Es geht hier aber um viel mehr als nur um meine eigene Unfähigkeit als Teenager zu daten: In Vorarlberg ist eine ganz klare Art und Weise lesbisch, schwul oder bi zu sein, akzeptiert – nämlich die, die dem heterosexuellen Ideal am Ähnlichsten ist. Die amerikanische Soziologin Lisa Duggan nennt das Homonormativität, das Bedürfnis sich an das “Normale” anzugleichen, um akzeptiert zu werden. Der Begriff wurde dann für kurze Zeit das neue Trendwort der LGBT-Bewegung, alle Leute in der queeren Uni-Welt haben plötzlich dazu publiziert, und die, die sich nicht aktiv gegen jede Art von Normativität wehren, wurden als Verbündete der Heteroagenda gebrandmarkt (oder so). Das ist natürlich auch Schwachsinn. Ich will euch nicht mit akademischen Essays langweilen sondern lediglich aufzeigen, dass viele queere Menschen, die in Vorarlberg aufwachsen, nicht zurückkommen wollen, weil immer noch erwartet wird, dass wir uns anpassen. Und dieser Druck kommt oft von anderen Queers, die meinen, dass es ihren Status gefährdet, wenn wir zu laut und zu unangenehm sind. Wenn wir das Vorarlberger Kleinfamilien-Ideal nicht erfüllen. Wenn wir offen über Fetische und Sexualität reden. Wenn unsere Körper nicht so ausschauen wie die Gesellschaft sie gerne hätte. Wenn wir nicht entweder männlich oder weiblich sind. Wenn wir eben zu anders sind.

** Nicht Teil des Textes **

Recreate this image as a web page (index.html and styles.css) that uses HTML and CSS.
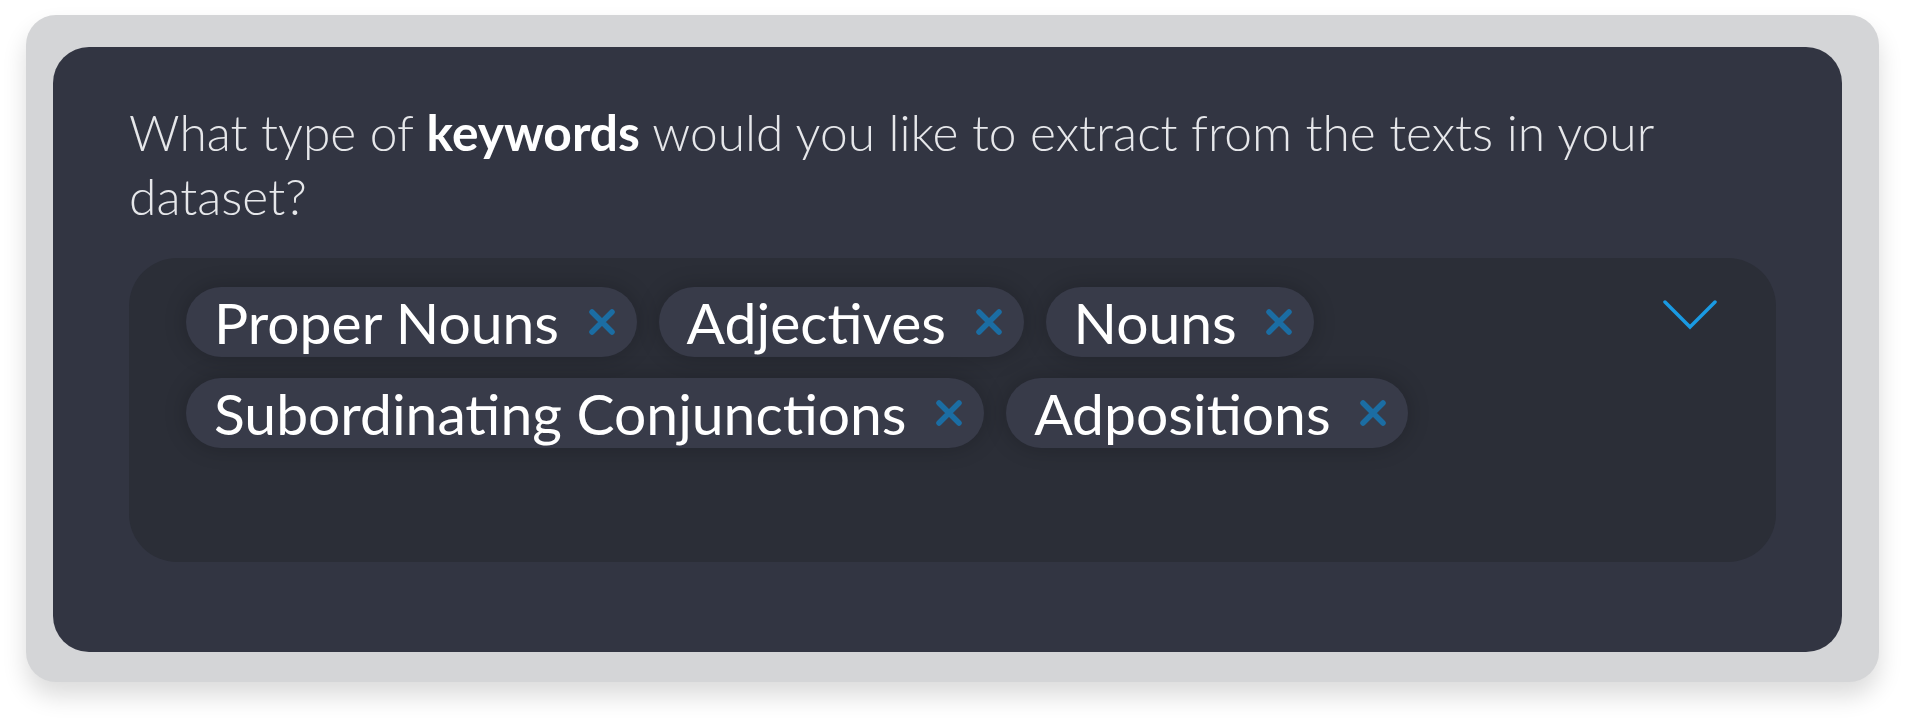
FILE: index.html
```html
<html>
  <head>
    <link rel="stylesheet" href="styles.css">
  </head>
  <body>
    <div class="frame">
      <div class="card">
        <p class="question">
          What type of <b>keywords</b> would you like to extract from the texts in your dataset?
        </p>
        <div class="select">
          <div class="tags">
            <span class="tag">Proper Nouns <i class="remove"><svg viewBox="0 0 28 28"><path d="M4 4 L24 24 M24 4 L4 24"/></svg></i></span>
            <span class="tag">Adjectives <i class="remove"><svg viewBox="0 0 28 28"><path d="M4 4 L24 24 M24 4 L4 24"/></svg></i></span>
            <span class="tag">Nouns <i class="remove"><svg viewBox="0 0 28 28"><path d="M4 4 L24 24 M24 4 L4 24"/></svg></i></span>
            <span class="tag">Subordinating Conjunctions <i class="remove"><svg viewBox="0 0 28 28"><path d="M4 4 L24 24 M24 4 L4 24"/></svg></i></span>
            <span class="tag">Adpositions <i class="remove"><svg viewBox="0 0 28 28"><path d="M4 4 L24 24 M24 4 L4 24"/></svg></i></span>
          </div>
          <div class="caret">
            <svg viewBox="0 0 54 30"><path d="M2 2 L27 27 L52 2"/></svg>
          </div>
        </div>
      </div>
    </div>
  </body>
</html>
```
FILE: styles.css
```css
body,
html {
  margin: 0;
  background-color: #ffffff;
}
* {
  box-sizing: border-box;
}
body {
  font-family: 'Lato', 'Open Sans', sans-serif;
  -webkit-font-smoothing: antialiased;
}

.frame {
  margin: 15px 0 0 26px;
  width: 1853px;
  height: 667px;
  padding: 32px 37px 30px 27px;
  background-color: #d4d5d7;
  border-radius: 30px;
  box-shadow: 0 14px 24px rgba(0, 0, 0, 0.14);
}

.card {
  height: 100%;
  padding: 53px 66px 0 76px;
  background-color: #323542;
  border-radius: 36px;
}

.question {
  margin: 0;
  font-size: 49.7px;
  line-height: 64px;
  font-weight: 300;
  color: #e6e7ea;
}
.question b {
  font-weight: 700;
  color: #ffffff;
}

.select {
  margin-top: 30px;
  height: 304px;
  padding: 29px 59px 0 57px;
  display: flex;
  justify-content: space-between;
  align-items: flex-start;
  background-color: #2b2e37;
  border-radius: 48px;
}

.tags {
  display: flex;
  flex-wrap: wrap;
  gap: 21px 22px;
  width: 1300px;
}

.tag {
  display: inline-flex;
  align-items: center;
  height: 70px;
  padding: 0 21px 0 28px;
  border-radius: 35px;
  background-color: #383b49;
  box-shadow: 0 0 22px rgba(0, 0, 0, 0.22);
  color: #ffffff;
  font-size: 57px;
  white-space: pre;
}

.remove {
  display: flex;
  margin-left: 14px;
  width: 28px;
  height: 28px;
}
.remove svg {
  width: 28px;
  height: 28px;
}
.remove path {
  fill: none;
  stroke: #1b6da3;
  stroke-width: 5.5;
  stroke-linecap: round;
}

.caret {
  margin-top: 13px;
  width: 54px;
  height: 30px;
}
.caret svg {
  width: 54px;
  height: 30px;
}
.caret path {
  fill: none;
  stroke: #1a9ae2;
  stroke-width: 3.5;
  stroke-linecap: round;
}
```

Natürlich ist es toll dass es heute weniger Gewalt gegen homo- und bisexuelle Leute im Ländle gibt als vor 20 Jahren. Aber Toleranz sollte nicht davon abhängig sein wie gut man sich anpassen kann. Ich bin es leid, die Homo-Ehe, Regenbogenflaggen und Pride-Paraden zu feiern während so viele von uns sich in Vorarlberg immer noch nicht wohl fühlen können. Die erste Pride war ein Protest, angeführt von zwei nicht-weißen, sexarbeitenden Transfrauen, die regelmäßig von der Polizei verprügelt wurden. Es ging nicht darum, bestehende Institutionen (wie zum Beispiel die Ehe) für homosexuelle Paare zu öffnen, sondern darum, anders zu sein und trotzdem zu überleben. Vergesst das bitte nicht.